Chatterbox

Exclusive: Clinton Tells the Truth!

An endless transcontinental plane flight allowed Chatterbox to briefly catch up on his “if only I had world enough and time” reading. So in the throes of self-betterment, he actually read every dense word of Monday’s front-page New York Times investigative report by Jeff Gerth and Eric Schmitt about Bill Clinton’s liberalization of American strategic restrictions on exports to China. This story was a follow up to Gerth’s well-publicized revelation last spring that in 1996 two U.S. rocket companies had allowed the Chinese to obtain sensitive missile-guidance technology.

What grabbed Chatterbox’s attention mid-flight was Gerth’s and Schmitt’s account of when and how the president decided to loosen the government’s technology-export policy. The pivotal event was a private February 1993 dinner with Silicon Valley executives in which Clinton heard loud laments about governmental red tape blocking computer and software sales abroad. “My God,” Chatterbox thought to himself, “I was on that trip.” During those heady early days of the Clinton regime, Chatterbox actually believed that he could learn enough travelling with the president to justify the exorbitant cost. But a seemingly low-nutrient diet of pool reports and pre-fabricated events soon weaned Chatterbox from this free-spending habit.

The Times story was enough, though, to prompt a look back through the White House archives to find out what Clinton was saying publicly about technology exports back in early 1993. And guess what? Amazingly enough, Clinton had explained the outlines of his new latitudinarian export policy during a question-and-answer session on February 22 (the morning after the private dinner) at Silicon Graphics. Unfortunately, not a single news story, according to a Nexis check, picked up on this policy shift that was to turn out to have major strategic implications. (For his part, Chatterbox is mortified to recall that he was terminally bored at the Silicon Graphics event. All he remembers are Clinton and Al Gore looking like nerdy grad students as they sat awkwardly on lab stools).

The opening question from Silicon Graphics employees was about Washington’s export-control system. With guileless honesty, Clinton recounted being told by a high-tech executive at dinner the night before: “”If we export substantially the same product to the same person, if we have to get one permit to do it, we [now] have to get a permit every time we want to do the same thing over and over again. They [the government] always gives it to us. But we have to wait six months, and it puts us behind the competitive arc.”

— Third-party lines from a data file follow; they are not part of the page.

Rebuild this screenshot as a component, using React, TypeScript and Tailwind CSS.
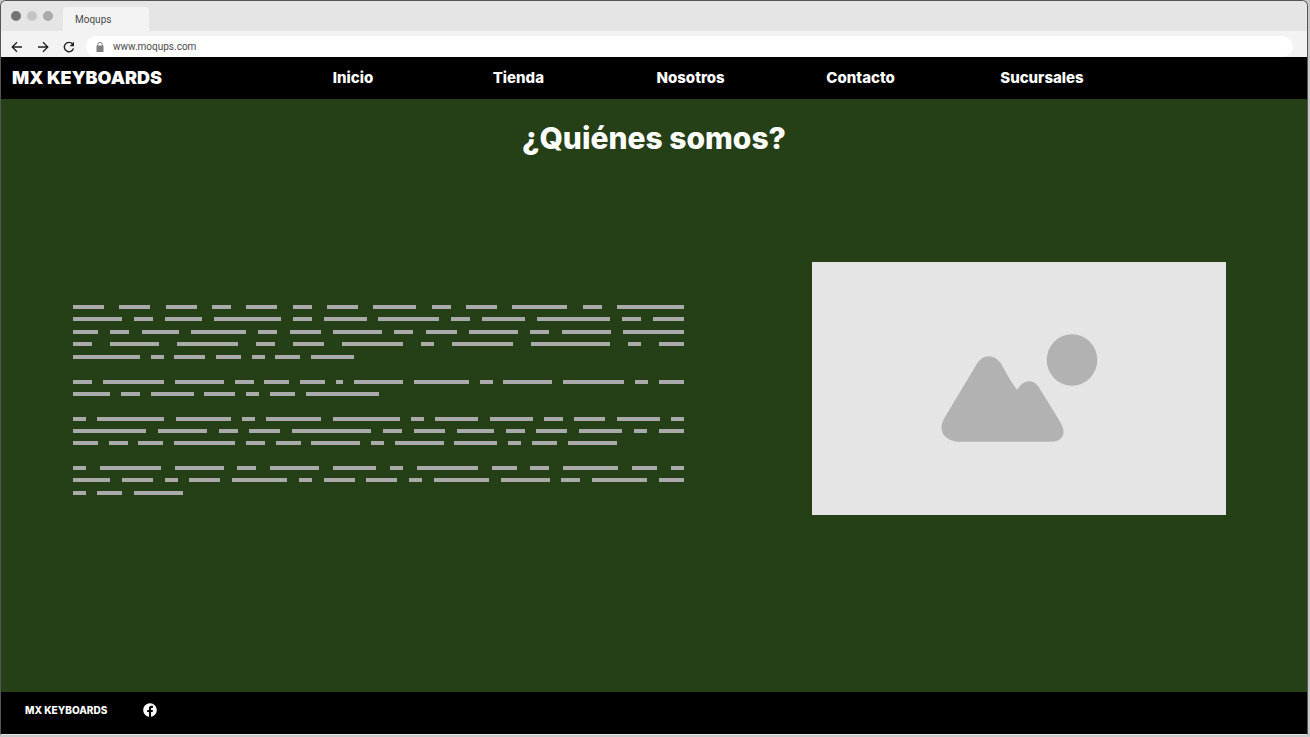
import { FaFacebook } from "react-icons/fa";

type Row = { words: number[]; width?: string };

const paragraphs: { height: string; rows: Row[] }[] = [
  {
    height: "min-h-[54px]",
    rows: [
      { words: [5, 5, 5, 3, 5, 3, 5, 7, 3, 5, 9, 3, 11] },
      { words: [8, 3, 6, 11, 3, 7, 10, 3, 7, 12, 3, 5] },
      { words: [4, 3, 6, 9, 3, 5, 8, 3, 5, 8, 3, 8, 10] },
      { words: [3, 8, 10, 3, 5, 10, 2, 10, 13, 2, 4] },
      { words: [11, 2, 5, 4, 2, 4, 7], width: "w-[46%]" },
    ],
  },
  {
    height: "min-h-[16px]",
    rows: [
      { words: [3, 10, 8, 3, 4, 4, 1, 8, 9, 2, 8, 10, 2, 4] },
      { words: [6, 3, 7, 5, 2, 4, 12], width: "w-[50%]" },
    ],
  },
  {
    height: "min-h-[28px]",
    rows: [
      { words: [2, 11, 9, 2, 9, 11, 2, 7, 7, 3, 5, 7, 2] },
      { words: [12, 8, 3, 5, 13, 3, 5, 6, 3, 5, 7, 2, 4] },
      { words: [4, 3, 4, 10, 3, 4, 8, 2, 8, 7, 2, 4, 8], width: "w-[89%]" },
    ],
  },
  {
    height: "min-h-[29px]",
    rows: [
      { words: [2, 10, 8, 3, 8, 7, 2, 10, 4, 3, 9, 4, 2] },
      { words: [6, 5, 2, 5, 9, 2, 5, 5, 2, 9, 8, 3, 9, 4] },
      { words: [2, 4, 8], width: "w-[18%]" },
    ],
  },
];

function BrowserChrome() {
  return (
    <header className="font-['Roboto',sans-serif] text-[10px] font-normal text-[#4a4a4a]">
      <div className="flex h-[30px] items-end bg-[#e5e5e5] pl-[10px]">
        <div className="mb-[10px] flex gap-[6px]">
          <span className="size-[10px] rounded-full bg-[#737373]" />
          <span className="size-[10px] rounded-full bg-[#c4c4c4]" />
          <span className="size-[10px] rounded-full bg-[#ababab]" />
        </div>
        <div className="ml-[10px] flex h-6 w-[86px] items-center rounded-t bg-[#f3f3f3] pl-3">Moqups</div>
      </div>
      <div className="flex h-[26px] items-end bg-[#f3f3f3] pr-[14px] pl-[9px]">
        <div className="mb-[3px] flex gap-3 text-[#222]">
          <button type="button" aria-label="Back">
            <svg className="size-[14px]" viewBox="0 0 14 14" fill="none" stroke="currentColor" strokeWidth="1.3">
              <path d="M12 7H2.2M7 2.2L2.2 7L7 11.8" />
            </svg>
          </button>
          <button type="button" aria-label="Forward">
            <svg className="size-[14px]" viewBox="0 0 14 14" fill="none" stroke="currentColor" strokeWidth="1.3">
              <path d="M2 7H11.8M7 2.2L11.8 7L7 11.8" />
            </svg>
          </button>
          <button type="button" aria-label="Reload">
            <svg className="size-[14px]" viewBox="0 0 14 14" fill="none" stroke="currentColor" strokeWidth="1.4">
              <path d="M10.6 4A4.7 4.7 0 1 0 11.5 8.4" />
              <path d="M12 1.8V6.2H7.6Z" fill="currentColor" stroke="none" />
            </svg>
          </button>
        </div>
        <label className="ml-[10px] flex h-[21px] flex-1 items-center gap-2 rounded-l-full rounded-r-full bg-white pl-[9px]">
          <svg className="size-[10px]" viewBox="0 0 10 10" aria-hidden="true">
            <path d="M2.8 4V2.6a2.2 2.2 0 0 1 4.4 0V4" fill="none" stroke="#808080" />
            <path d="M1.5 3.6h7V10h-7z" fill="#808080" />
          </svg>
          <input className="min-w-0 flex-1 bg-transparent outline-none" aria-label="Address" defaultValue="www.moqups.com" />
        </label>
      </div>
    </header>
  );
}

function GreekedText() {
  return (
    <div className="flex w-full flex-col gap-[21px]" role="img" aria-label="Texto">
      {paragraphs.map((paragraph, p) => (
        <div key={p} className={`flex flex-col justify-between ${paragraph.height}`}>
          {paragraph.rows.map((row, r) => (
            <div key={r} className={`flex justify-between ${row.width ?? "w-full"}`}>
              {row.words.map((letters, w) => (
                <span key={w} className="h-1 bg-[#aaaaaa]" style={{ width: letters * 6 + 1 }} />
              ))}
            </div>
          ))}
        </div>
      ))}
    </div>
  );
}

export default function App() {
  return (
    <div className="min-h-screen bg-[#c8c8c8] pr-[2px] pb-[2px] font-['Inter',sans-serif] font-extrabold text-white">
      <div className="flex min-h-[calc(100vh-2px)] flex-col overflow-hidden rounded-t-md border border-[#555] border-b-[#e5e5e5]">
        <BrowserChrome />
        <nav className="grid h-[42px] grid-cols-[321fr_160fr_164fr_170fr_174fr_307fr] items-center bg-black pl-[11px] text-[15px]">
          <a href="#" className="pb-[2px] text-[18px] font-black">MX KEYBOARDS</a>
          <a href="#inicio">Inicio</a>
          <a href="#tienda">Tienda</a>
          <a href="#nosotros">Nosotros</a>
          <a href="#contacto">Contacto</a>
          <a href="#sucursales">Sucursales</a>
        </nav>
        <main className="flex flex-1 flex-col bg-[#253f17]">
          <h1 className="pt-[19px] text-center text-[30px] leading-10">¿Quiénes somos?</h1>
          <div className="mt-[104px] grid grid-cols-[611fr_414fr] items-center gap-32 pr-[81px] pl-[72px]">
            <div className="pt-[22px]">
              <GreekedText />
            </div>
            <div className="flex h-[253px] items-center justify-center bg-[#e5e5e5]">
              <svg className="w-[157px]" viewBox="0 0 157 109" fill="#b2b2b2" role="img" aria-label="Imagen">
                <ellipse cx="131" cy="26" rx="25.3" ry="25.8" />
                <path d="M34 33C38 26 42 22.3 47.5 22.3C54 22.3 59 27 62 33C66 41 71 49 76 56C79 51 83 47.2 88 47.2C93 47.2 96 50 99 55L118 86C121 91 122.5 94 122.5 98C122.5 104 118 107.7 110 107.7H19C7 107.7 0.5 101 0.5 94C0.5 90 2 86 4 83Z" />
              </svg>
            </div>
          </div>
        </main>
        <footer className="flex h-[42px] items-start gap-9 bg-black pt-[11px] pl-6 text-[10px] leading-[14px]">
          <span>MX KEYBOARDS</span>
          <a href="#facebook" aria-label="Facebook">
            <FaFacebook className="size-[14px]" />
          </a>
        </footer>
      </div>
    </div>
  );
}
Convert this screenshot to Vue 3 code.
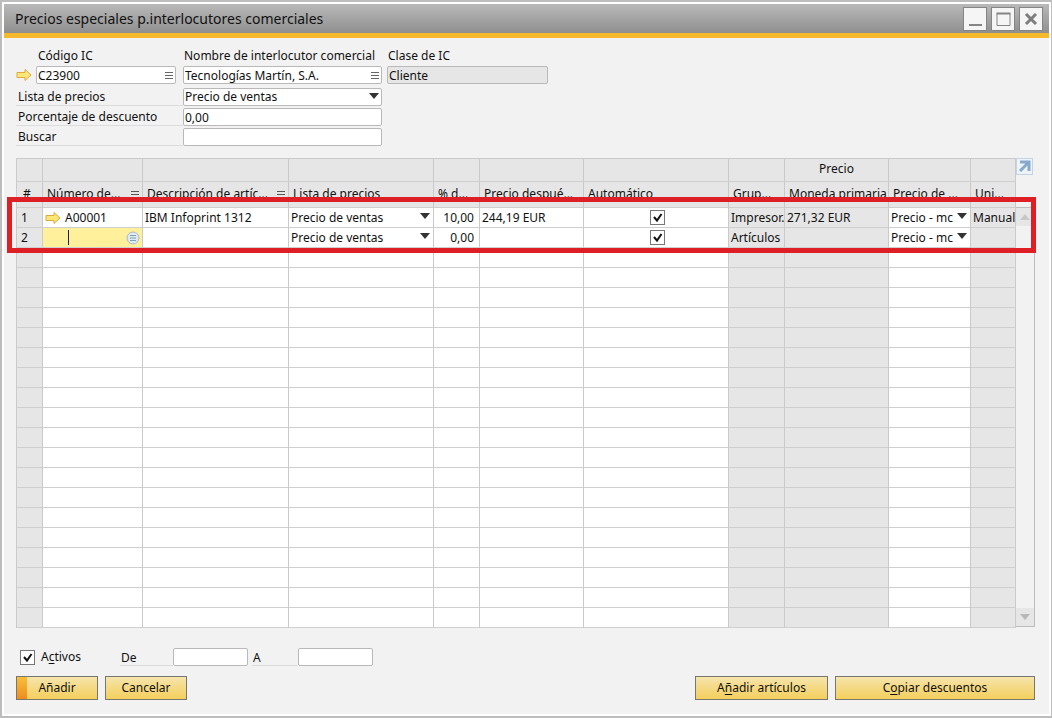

Such nitpicking by security-obsessed bureaucrats would be a thing of the past, Clinton promised as he said, “That’s something that ought to be changed, and we’ll try to change that. We also know that some of our export controls, rules and regulations are a function of the realities of the Cold War, which aren’t there any more.” Gore, in response to the same question, sounded far more cautious as he warned of the dangers of inadvertently aiding Saddam Hussein or Qaddafi. The vice president said in his answer, “There are some in business who are understandably so anxious to find new customers that they will not necessarily pay as much attention as they should to what the customer might use this new capacity for. And that’s a legitimate role for government to say, ‘Hold on.’ “

Having walked back the cat, Chatterbox can find five enduring lessons in this nearly six-year-old story:

1) Beware of policy-making by anecdote. Both the Times story and Clinton’s own 1993 comments suggest that he was unduly swayed by the complaints from Silicon Valley CEOs.

2) When he’s feeling relaxed and not defensive, Clinton can reveal a surprising amount as he answers questions.

3) The White House press corps–in their deadline-obsessed focus on the news of the day (in this case, a soon-to-be-forgotten spending plan to foster technology)–can be counted on to miss the big story.

4) Gore deserves an award for Cassandra-like prescience. The veep shrewdly warned about the kind of please-the-customer conduct by American business that four years later prompted the two rocket companies to share missile-guidance technology with the Chinese;

And 5) Chatterbox is not infallible.